Compliance Risk / Medium / Overall satisfactory, no significant violation or control gap. However, at end of year, there was an inadvertent violation of the single borrower concentration limit of 10% (actual of 10.65%). Remediation plan for controlling ratio violations are already underway.
Recent audit results in AML Compliance risk yielded fewer overall issues, but concluded with a Needs Improvement rating due to weaknesses in monitoring, KYC processes and the scalability of the existing sanctions screening solution. / Stable / Continued training and self-inspection to avoid inadvertent mistakes
Reputation Risk / Low / Maintaining brand equity, leveraging new media / Increasing / The more customers, products and channels we have, the harder we have to work in order to meet the expectation and demands of our clients in an ever-changing environment.
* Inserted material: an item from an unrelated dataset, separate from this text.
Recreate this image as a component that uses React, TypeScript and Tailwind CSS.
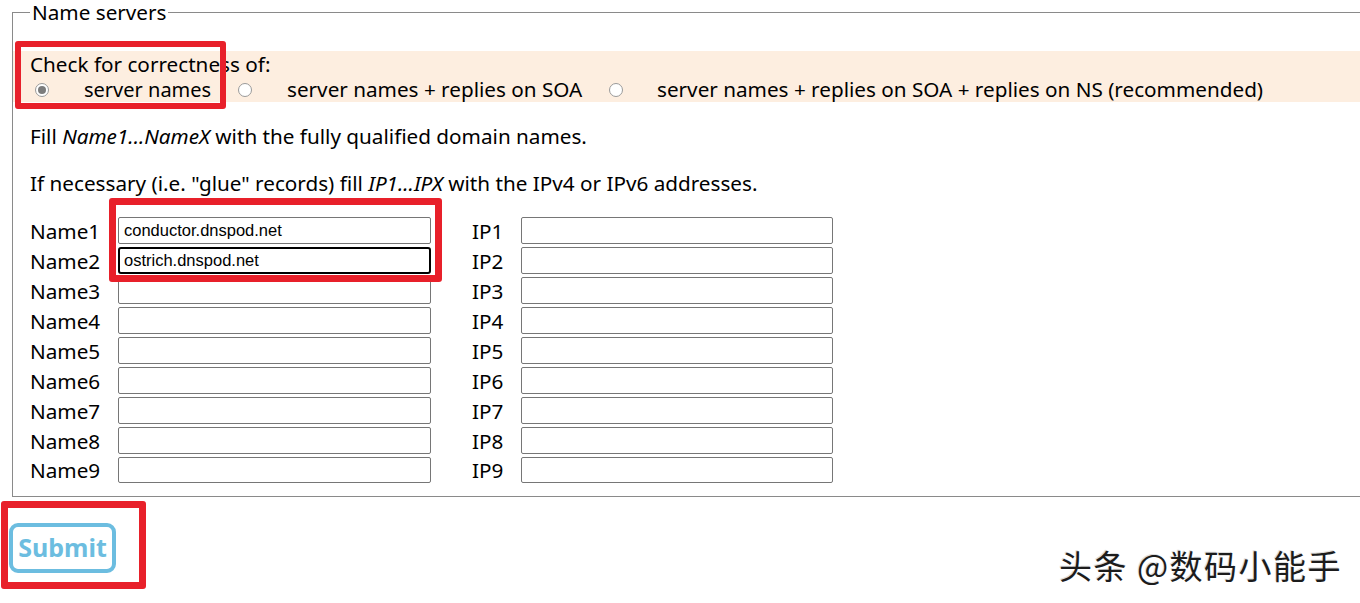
import React from "react";

const Radio = ({ checked }: { checked?: boolean }) => (
  <span className="inline-flex h-[14px] w-[14px] shrink-0 items-center justify-center rounded-full border border-[#9a9a9a] bg-white">
    {checked ? <span className="h-[8px] w-[8px] rounded-full bg-[#7c7c7c]" /> : null}
  </span>
);

const rows = [1, 2, 3, 4, 5, 6, 7, 8, 9];
const values: Record<number, string> = { 1: "conductor.dnspod.net", 2: "ostrich.dnspod.net" };

export default function App() {
  return (
    <div className="relative h-[603px] w-[1360px] overflow-hidden bg-white font-['Noto_Sans',sans-serif] text-[20.7px] text-black">
      <fieldset className="ml-[12px] w-[1400px] border border-[#8a8a8a] pb-[13px]">
        <legend className="ml-[17px] px-[2px] leading-[24px]">Name servers</legend>
        <div className="mt-[27px] bg-[#fdeee0] pl-[17px]">
          <div className="h-[26px] leading-[26px]">Check for correctness of:</div>
          <div className="flex h-[25px] items-center">
            <div className="flex w-[208px] items-center pl-[5px]">
              <Radio checked />
              <span className="ml-[35px] text-[20px]">server names</span>
            </div>
            <div className="flex w-[371px] items-center">
              <Radio />
              <span className="ml-[35px]">server names + replies on SOA</span>
            </div>
            <div className="flex items-center">
              <Radio />
              <span className="ml-[34px]">server names + replies on SOA + replies on NS (recommended)</span>
            </div>
          </div>
        </div>
        <p className="mt-[22px] pl-[17px] leading-[25px]">
          Fill <i>Name1...NameX</i> with the fully qualified domain names.
        </p>
        <p className="mt-[22px] pl-[17px] leading-[25px]">
          If necessary (i.e. "glue" records) fill <i>IP1...IPX</i> with the IPv4 or IPv6 addresses.
        </p>
        <div className="mt-[21px] flex flex-col gap-[3px] pl-[17px]">
          {rows.map((n) => (
            <div key={n} className={n === 9 ? "flex h-[26px] items-center" : "flex h-[27px] items-center"}>
              <span className="w-[88px] leading-[24px]">Name{n}</span>
              <div
                className={
                  n === 2
                    ? "flex h-[27px] w-[313px] items-center rounded-[3px] border-2 border-black pl-[4px] font-['Liberation_Sans',sans-serif] text-[16.5px]"
                    : "flex h-full w-[313px] items-center rounded-[2px] border border-[#767676] pl-[5px] font-['Liberation_Sans',sans-serif] text-[16.5px]"
                }
              >
                {values[n] ?? ""}
              </div>
              <span className="ml-[41px] w-[49px] leading-[24px]">IP{n}</span>
              <div className="h-full w-[312px] rounded-[2px] border border-[#767676]" />
            </div>
          ))}
        </div>
      </fieldset>
      <div className="pl-[9px] pt-[26px]">
        <button className="flex h-[50px] w-[107px] items-center justify-center rounded-[9px] border-[4px] border-[#6cbde0] bg-white font-['Noto_Sans',sans-serif] text-[25px] font-bold text-[#6cbde0]">
          Submit
        </button>
      </div>

      {/* annotation boxes */}
      <div className="pointer-events-none absolute left-[15px] top-[41px] h-[68px] w-[211px] rounded-[3px] border-[6px] border-[#e8202a]" />
      <div className="pointer-events-none absolute left-[109px] top-[198px] h-[84px] w-[333px] rounded-[3px] border-[7px] border-[#e8202a]" />
      <div className="pointer-events-none absolute left-[1px] top-[501px] h-[88px] w-[145px] rounded-[3px] border-[7px] border-[#e8202a]" />

      {/* watermark */}
      <div className="absolute left-[1059px] top-[545px] font-['Noto_Sans_CJK_SC',sans-serif] text-[33px] leading-[40px] tracking-[1.5px] text-[#1c1c1c] [text-shadow:2px_2px_1px_#ffffff,-1px_-1px_0_#dddddd]">
        头条 @数码小能手
      </div>
    </div>
  );
}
Strategy Risk / Medium / Stage of development still requires flexibility in managing business growth. Competitors continue to emerge for core elements of business, but none have the capability to provide the global platform, nor understand the positioning of the platform. Continue to interact with governmental authorities to stay abreast of changes and influence change to better serve the innovation ecosystem. / Stable / Continue to stay the course, but stay mindful and disciplined with constant changes.

Internal audit, as a 3rd line of defence for risk management, evaluates the adequacy and effectiveness of the Bank’s risk management processes for identifying, measuring, monitoring and controlling risk, reports their findings to the Audit Committee and follows up with the corrections. To maintain independence, the Head of Internal Audit reports directly to the Chair of the Audit Committee.